Its interesting that as I was reading the article on Wikipedia about change blindness I was thinking to myself that some people would probably be less affected by it than others, specifically someone with autism. People with autism are better with small details and parts of things instead of whole things or large concepts.It also reminded me of an autistic guy who was on "Ingenious minds" that stared forward while an image was being passed in front of him and unlike a normal person - didn't track it, or follow it with his eyes. He is a pin ball machine champion and it seemed that his autism helped him be so good because he would take in the whole 'scene' of the pin ball machine as a whole instead of following the ball specifically. 

If you are reading this sentence, you are mostly going from word to word specifically and taking each one in to make a whole paragraph - while he (and others(usually autistic)) are able to take in a larger chunk of information at once - being able to read whole paragraphs at a time instead of words at a time.  This is a huge interest of mine and there will be a whole chapter about it in my re-write titled "Stage." It's something i've been thinking about a lot and  seems to be most closely related to: the Cartesian Theater which again is something i've been thinking about but didn't know there was a name for. I guess it's a good thing when something i've thought was an original idea ends up being shared, right?
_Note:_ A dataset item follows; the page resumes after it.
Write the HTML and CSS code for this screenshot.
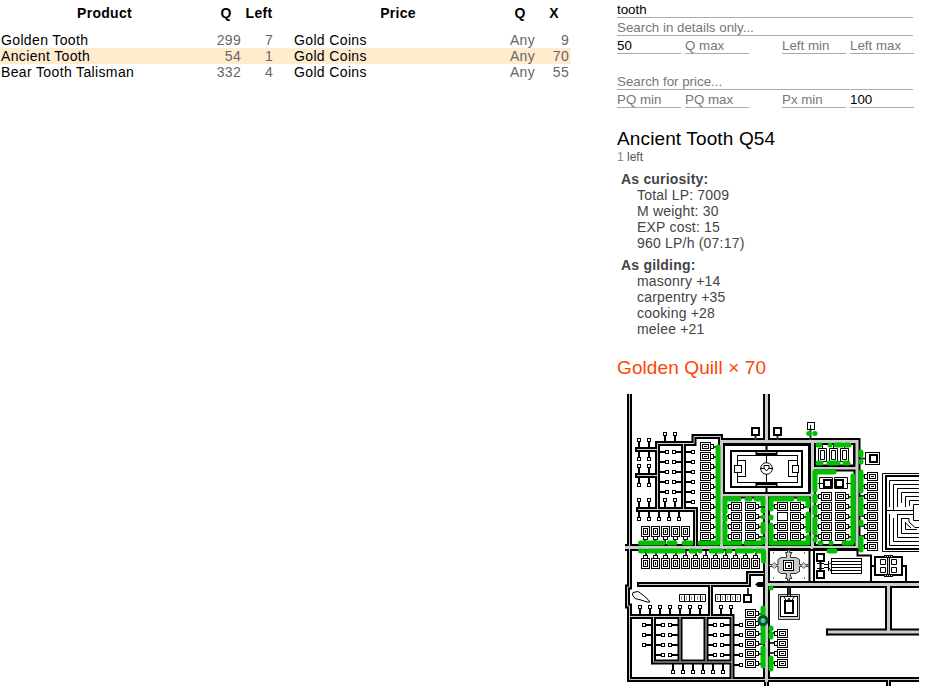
FILE: index.html
```html
<!DOCTYPE html>
<html lang="en">
<head>
<meta charset="utf-8">
<title>Market search</title>
<link rel="stylesheet" href="styles.css">
</head>
<body>
<div class="page">
  <main class="results">
    <table class="offers">
      <colgroup><col class="c-name"><col class="c-q"><col class="c-left"><col class="c-gap"><col class="c-price"><col class="c-q"><col class="c-q"></colgroup>
      <thead><tr><th>Product</th><th>Q</th><th>Left</th><th></th><th>Price</th><th>Q</th><th>X</th></tr></thead>
      <tbody>
        <tr><td>Golden Tooth</td><td class="num">299</td><td class="num">7</td><td></td><td>Gold Coins</td><td class="num">Any</td><td class="num">9</td></tr>
        <tr class="selected"><td>Ancient Tooth</td><td class="num">54</td><td class="num">1</td><td></td><td>Gold Coins</td><td class="num">Any</td><td class="num">70</td></tr>
        <tr><td>Bear Tooth Talisman</td><td class="num">332</td><td class="num">4</td><td></td><td>Gold Coins</td><td class="num">Any</td><td class="num">55</td></tr>
      </tbody>
    </table>
  </main>
  <aside class="side">
    <form class="filters">
      <input class="wide" value="tooth">
      <input class="wide" placeholder="Search in details only...">
      <div class="row"><input value="50"><input placeholder="Q max"><input class="second" placeholder="Left min"><input placeholder="Left max"></div>
      <input class="wide price" placeholder="Search for price...">
      <div class="row"><input placeholder="PQ min"><input placeholder="PQ max"><input class="second" placeholder="Px min"><input value="100"></div>
    </form>
    <h1 class="title">Ancient Tooth Q54</h1>
    <div class="stock"><span>1</span> left</div>
    <section class="info">
      <h2>As curiosity:</h2>
      <ul><li>Total LP: 7009</li><li>M weight: 30</li><li>EXP cost: 15</li><li>960 LP/h (07:17)</li></ul>
      <h2>As gilding:</h2>
      <ul><li>masonry +14</li><li>carpentry +35</li><li>cooking +28</li><li>melee +21</li></ul>
    </section>
    <div class="cost">Golden Quill × 70</div>
    <svg class="map" id="map" width="302" height="295" viewBox="617 392 302 295">
      <defs>
        <g id="house">
          <path class="wire" d="M7 0H12"/>
          <rect class="box" x="4.5" y="-2.5" width="3" height="4"/>
          <rect class="box" x="-5.5" y="-4.5" width="10" height="8"/>
          <rect class="box" x="-3.5" y="-2.5" width="6" height="4"/>
          <path class="thin" d="M-2-.5H1"/>
        </g>
        <g id="node"><path class="wire2" d="M2 0H8"/><rect class="box" x="-1.5" y="-1.5" width="3" height="3"/></g>
        <path id="narrow" d="M629.5 394V587H627.5V606H629.5V679.5H919M637 449.5H658M637 475.5H658M657.5 509V443.5H694V436.5H720.5V442M683.5 443V509M637 509.5H695.5V546M639 584.5H748.5V573.5H764M710.5 585V616M629 616.5H732V679M653.5 616V662H732M680 617V661M706 617V661M766.500 680V686M888.500 680V686"/>
        <path id="wideRoad" d="M766.500 394V441.500M721 441.500H857V547.500H625M812.500 441V548M721.500 442V547M721 495H813M812 468H857M766.500 495V682M766 584.500H919M888.500 584V632M827 632H919"/>
      </defs>
      <use href="#narrow" class="road-edge n"/><use href="#wideRoad" class="road-edge w"/>
      <use href="#narrow" class="road-core n"/><use href="#wideRoad" class="road-core w"/>
      <path class="cap" d="M636 447V452M636 473V478M637 507V512M638 582V587M827 628.500V635.500"/>

      <g class="court">
        <rect class="thick" x="724" y="445" width="85" height="48"/>
        <path class="wire2" d="M766.500 445V451M766.500 487V493"/>
        <rect class="thick" x="731" y="451" width="71" height="36"/>
        <rect class="box" x="737.500" y="455.500" width="60" height="27"/>
        <path class="thin" d="M766.500 455V483"/>
        <rect class="box" x="737.500" y="460.500" width="8" height="16"/><rect class="box" x="788.500" y="460.500" width="9" height="16"/>
        <rect class="box" x="734.500" y="465.500" width="7" height="7"/><rect class="box" x="792.500" y="465.500" width="6" height="7"/>
        <circle class="box" cx="766.500" cy="468.500" r="5.800"/>
        <path class="thin" d="M764 465.500H769V468L766.500 471L764 468ZM760 468.500H764M769 468.500H773"/>
        <path class="bars" d="M755.500 453H777.500M755.500 485H777.500"/>
        <path class="slit" d="M757 452.500H776M757 485.500H776"/>
      </g>

      <path class="thick none" d="M769 549H809.500V582H769ZM814 582V549H857.500V555.500H871V582"/>
      <path class="stone" d="M769 564.500H778V559.500L781 557.500H786.500V555L785.500 552.500H787.500V550H789.500V552.500H792L790.500 555V557.500H796L799.500 559.500V564.500H809V566.500H799.500V571.500L796 573.500H790.500V576L792 578.500H789.500V581H787.500V578.500H785.500L786.500 576V573.500H781L778 571.500V566.500H769Z"/>
      <path class="leaf" d="M771 565.500L774.500 562.500L777 565.500L774.500 568.500ZM801 565.500L803.500 562.500L807 565.500L803.500 568.500Z"/>
      <rect class="box" x="783.500" y="560.500" width="10" height="10"/><rect class="box" x="785.500" y="562.500" width="6" height="6"/><rect class="solid" x="788" y="565" width="2" height="2"/>
      <path class="dots" d="M773 553H774M804 553H805M773 578H774M804 578H805"/>

      <path class="wire2" d="M820.500 562V570"/><path class="thin" d="M817 563.500H824M817 568.500H824M824 564.500H829L831 562.500M824 567.500H829L831 571.500"/>
      <rect class="thick" x="817" y="554" width="7" height="7"/><rect class="thick" x="817" y="571" width="7" height="7"/>
      <rect class="box" x="831.500" y="558.500" width="30" height="15"/>
      <path class="thin" d="M831 561.500H861M831 564.500H861M831 567.500H861M831 570.500H861M828.500 561V571"/>

      <path class="thick none" d="M871 566H875M902 566H906V582"/>
      <rect class="thick" x="875" y="557" width="27" height="18"/><path class="road-dark" d="M888.500 556V576"/><path class="road-light" d="M888.500 556V576"/>
      <path class="bars thinbar" d="M884 556.500H893M884 575.500H893"/><path class="slit dash" d="M885 556.500H893M885 575.500H893"/>
      <path class="box" d="M880.500 559.500H885.500V564.500H880.500ZM891.500 559.500H896.500V564.500H891.500ZM880.500 567.500H885.500V572.500H880.500ZM891.500 567.500H896.500V572.500H891.500Z"/>

      <path class="thin" d="M919 473.500H882.500V551.500H919M919 480.500H889.500V507M919 484.500H893.500V510M919 488.500H897.500V507M919 492.500H901.500V503M919 496.500H905.500V507M919 500.500H909.500V506M886 510.500H913.500M919 504.500H913.500V520.500H919M889.500 514V545.500H919M893.500 518V541.500H919M897.500 514.500V537.500H919M897 514.500H913M901.500 518V533.500H919M901 518.500H909V522L915 527.500H919M905.500 522V529.500H917M905 522.500L911 528"/>
      <path class="thick none" d="M919 476H886V549H919"/>

      <path class="wire" d="M755.500 435V440M777.500 435V440M810.500 430V440M748 588V595M789 588V596M860 458.500H866"/>
      <rect class="thick" x="752" y="428" width="7" height="7"/><rect class="thick" x="774" y="428" width="7" height="7"/>
      <rect class="box" x="807.500" y="422.500" width="7" height="7"/><path class="thin" d="M810.500 425V430"/>
      <rect class="box" x="865.500" y="452.500" width="14" height="12"/><rect class="thick" x="870" y="455" width="7" height="7"/>
      <path class="thick none" d="M815 444V466H854V444Z"/>
      <path class="box" d="M818.500 448.500H826.500V461.500H818.500ZM820.500 450.500H824.500V459.500H820.500ZM829.500 448.500H837.500V461.500H829.500ZM831.500 450.500H835.500V459.500H831.500ZM840.500 448.500H848.500V461.500H840.500ZM842.500 450.500H846.500V459.500H842.500ZM822.500 445V448M833.500 445V448M844.500 445V448M822.500 462V465M833.500 462V465M844.500 462V465"/>
      <path class="box" d="M818 483.500H823M846 483.500H852M819.500 477.500H832.500V488.500H819.500ZM834.500 477.500H847.500V488.500H834.500Z"/>
      <rect class="thick" x="824" y="480" width="7" height="7"/><rect class="thick" x="836" y="480" width="7" height="7"/>
      <rect class="box" x="777.500" y="512.500" width="10" height="8"/>

      <path class="box" d="M679.500 594.500H705.500V601.500H679.500ZM684.500 594V602M689.500 594V602M694.500 594V602M700.500 594V602"/>
      <path class="box" d="M715.500 594.500H740.500V601.500H715.500ZM720.500 594V602M725.500 594V602M730.500 594V602M735.500 594V602"/>
      <path class="faint" d="M681.500 596V600M686.500 596V600M691.500 596V600M697.500 596V600M702.500 596V600M717.500 596V600M722.500 596V600M727.500 596V600M732.500 596V600M737.500 596V600"/>
      <rect class="thick" x="744" y="595" width="7" height="7"/>
      <path class="solid" d="M755 584.500L758 582H763V587H758Z"/>
      <path class="box" d="M633 592.500L638 591.500L643 595L648 599.500L650 602L647 602L641 600L635 598.500L632.500 595Z"/>
      <rect class="stone" x="778.500" y="594.500" width="21" height="25"/><rect class="box" x="780.500" y="596.500" width="17" height="20"/>
      <rect class="thick" x="785" y="601" width="8" height="12"/><path class="thin" d="M784 597L787 602L789 598L791 602L794 597"/>
      <path class="thin" d="M787.500 588V596M790.500 588V596"/>

      <g id="homes"></g>
      <g id="nodes"></g>
      <path class="green" d="M718 447V541M640.500 543H663M669 543H675M684 543H691M700 543H718M640.500 551H643M648 551H683M691 551H695M700 551H700.100M711 551H722M728 551H730M737 551H752M757 551H763M763.500 552V561
        M725 499V512M725 517V520M725 525V541M725 499H739M747 499H750M756 499H763M763 500V504M763 510V511M763 517V517.100M763 524V532M763 539V542M725 543H740M746 543H761
        M771 499V509M771 517V518M771 525V542M771 499H792M799 499H807.500M808 500V506M808 514V531M808 537V542M771 543H808
        M815 472V490M815 496V501M815 507V513M815 519V533M815 539V540M815 472H834M853 476V541M820 543H821M831 543H831.100M844 543H852
        M818 445H820M830 445H830.100M836 445H842M845 445H849M818 463H821M829 463H838M845 463H848
        M861 452V455M861 461.500V462M861 472V491M861 499V514M861 522V524M861 538V550M829 551H835M808.700 433.500H809M814.700 433.500H815
        M763 608V630M763 632V642M763 648V666M771 588H771.100M771 628V629M771 634V637M771 658V669"/>
      <circle class="marker" cx="763" cy="620.500" r="4"/>
    </svg>
  </aside>
</div>
<script src="map.js"></script>
</body>
</html>
```

FILE: styles.css
```css
body { margin: 0; background: #fff; color: #000; font: 14px/16px "Liberation Sans", Arial, sans-serif; letter-spacing: .2px; overflow: hidden; }
.page { display: flex; height: 687px; overflow: hidden; }
.results { width: 617px; flex: none; }
.offers { width: 571px; table-layout: fixed; border-collapse: collapse; }
.offers th, .offers td { padding: 0 2px 0 1px; height: 16px; white-space: nowrap; }
.offers td { letter-spacing: .36px; }
.offers th { height: 32px; padding: 0; vertical-align: top; padding-top: 5px; box-sizing: border-box; letter-spacing: .3px; }
.c-name { width: 209px; } .c-q { width: 34px; } .c-left { width: 32px; } .c-gap { width: 18px; } .c-price { width: 210px; }
.offers .num { text-align: right; color: #666; letter-spacing: .3px; }
.selected { background: #ffebcd; }
.side { width: 302px; flex: none; }
.filters { display: block; margin: 0; }
input { display: block; box-sizing: border-box; width: 64px; height: 18px; padding: 1px 0 0; margin: 0; border: 0; border-bottom: 1px solid #aaa; border-radius: 0; background: none; color: #000; font: 13.333px/16px "Liberation Sans", Arial, sans-serif; letter-spacing: 0; outline: 0; }
input::placeholder { color: #777; opacity: 1; }
.wide { width: 296px; }
.price { margin-top: 18px; }
.row { display: flex; gap: 4px; }
.second { margin-left: 29px; }
.title { margin: 20px 0 0; font-size: 19px; line-height: 22px; font-weight: 400; letter-spacing: .13px; }
.stock { font-size: 12px; line-height: 14px; color: #555; letter-spacing: 0; }
.stock span { color: #888; }
.info { color: #444; padding: 7px 0 0 4px; }
.info h2 { margin: 0; font-size: 14px; line-height: 16px; }
.info ul { list-style: none; margin: 0 0 6px; padding: 0 0 0 16px; }
.cost { margin-top: 20px; font-size: 19px; line-height: 22px; color: #ff4500; letter-spacing: .1px; }
.map { display: block; margin-top: 13px; }
.road-edge, .road-core { fill: none; }
.road-edge { stroke: #000; } .road-core { stroke: #ccc; }
.road-edge.n { stroke-width: 5px; } .road-core.n { stroke-width: 1px; }
.road-edge.w { stroke-width: 7px; } .road-core.w { stroke-width: 3px; }
.cap { stroke: #000; stroke-width: 2px; }
.box { fill: #fff; stroke: #000; stroke-width: 1px; }
.thick { fill: #fff; stroke: #000; stroke-width: 2px; }
.none, .thin { fill: none; }
.thin { stroke: #000; stroke-width: 1px; }
.faint { fill: none; stroke: #999; stroke-width: 1px; }
.wire { stroke: #333; stroke-width: 2px; }
.wire2 { stroke: #000; stroke-width: 2px; }
.bars { stroke: #000; stroke-width: 5px; }
.thinbar { stroke-width: 3px; }
.slit { stroke: #ccc; stroke-width: 1px; }
.dash { stroke-dasharray: 1px 1px; }
.stone { fill: #ccc; stroke: #333; stroke-width: 1px; }
.leaf { fill: #ccc; stroke: #666; stroke-width: 1px; }
.dots { stroke: #000; stroke-width: 1px; }
.solid { fill: #000; }
.road-dark { stroke: #000; stroke-width: 3px; }
.road-light { stroke: #ccc; stroke-width: 1px; }
.green { fill: none; stroke: #00c000; stroke-width: 5px; stroke-linecap: round; }
.marker { fill: #30e080; stroke: #184832; stroke-width: 3px; }
```

FILE: map.js
```js
const NS = "http://www.w3.org/2000/svg";
function put(layer, symbol, xs, ys, angle) {
  for (const x of xs) for (const y of ys) {
    const u = document.createElementNS(NS, "use");
    u.setAttribute("href", "#" + symbol);
    u.setAttribute("transform", `translate(${x} ${y}) rotate(${angle})`);
    document.getElementById(layer).append(u);
  }
}
const run = (start, count) => Array.from({ length: count }, (_, i) => start + i * 10);
const RIGHT = 0, DOWN = 90, LEFT = 180, UP = 270;

put("homes", "house", [706], run(447, 10), RIGHT);
put("homes", "house", [736], run(506, 4), LEFT);
put("homes", "house", [751], run(507, 4), RIGHT);
put("homes", "house", [782], [506, 526, 536], LEFT);
put("homes", "house", [796], run(507, 4), RIGHT);
put("homes", "house", [826], run(496, 5), LEFT);
put("homes", "house", [841], run(497, 5), RIGHT);
put("homes", "house", [872], run(476, 8), LEFT);
put("homes", "house", run(645, 5), [532], DOWN);
put("homes", "house", run(646, 12), [563], UP);
put("homes", "house", [751], run(614, 6), RIGHT);
put("homes", "house", [782], run(633, 4), LEFT);

put("nodes", "node", [639, 649], [440, 466, 500], DOWN);
put("nodes", "node", [639, 649], [459, 485], UP);
put("nodes", "node", [665, 675], [434, 500], DOWN);
put("nodes", "node", [667], run(452, 5), LEFT);
put("nodes", "node", [674], run(452, 5), RIGHT);
put("nodes", "node", [693], run(452, 6), LEFT);
put("nodes", "node", run(639, 5), [519], UP);
put("nodes", "node", run(640, 7), [607], DOWN);
put("nodes", "node", [721, 731], [607], DOWN);
put("nodes", "node", [644], run(625, 3), RIGHT);
put("nodes", "node", [663, 715], run(625, 4), LEFT);
put("nodes", "node", [670, 722], run(625, 4), RIGHT);
put("nodes", "node", [741], run(625, 5), LEFT);
put("nodes", "node", run(673, 6), [672], UP);
```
"The Cartesian theater is a derisive term coined by philosopher Daniel Dennett to pointedly refer to a defining aspect of what he calls Cartesian materialism, which he considers to be the often unacknowledged remnants of Cartesian dualism in modern materialistic theories of the mind.
Descartes originally claimed that consciousness requires an immaterial soul, which interacts with the body via the pineal gland of the brain. Dennett says that, when the dualism is removed, what remains of Descartes' original model amounts to imagining a tiny theater in the brain where a homunculus (small person), now physical, performs the task of observing all the sensory data projected on a screen at a particular instant, making the decisions and sending out commands. (cf the Homunculus argument).
The term Cartesian Theater was brought up in the context of the Multiple Drafts Model that Dennett posits in Consciousness Explained (1991):
Cartesian materialism is the view that there is a crucial finish line or boundary somewhere in the brain, marking a place where the order of arrival equals the order of "presentation" in experience because what happens there is what you are conscious of. [...] Many theorists would insist that they have explicitly rejected such an obviously bad idea. But [...] the persuasive imagery of the Cartesian Theater keeps coming back to haunt us — laypeople and scientists alike — even after its ghostly dualism has been denounced and exorcized.
—Daniel Dennett, Consciousness Explained"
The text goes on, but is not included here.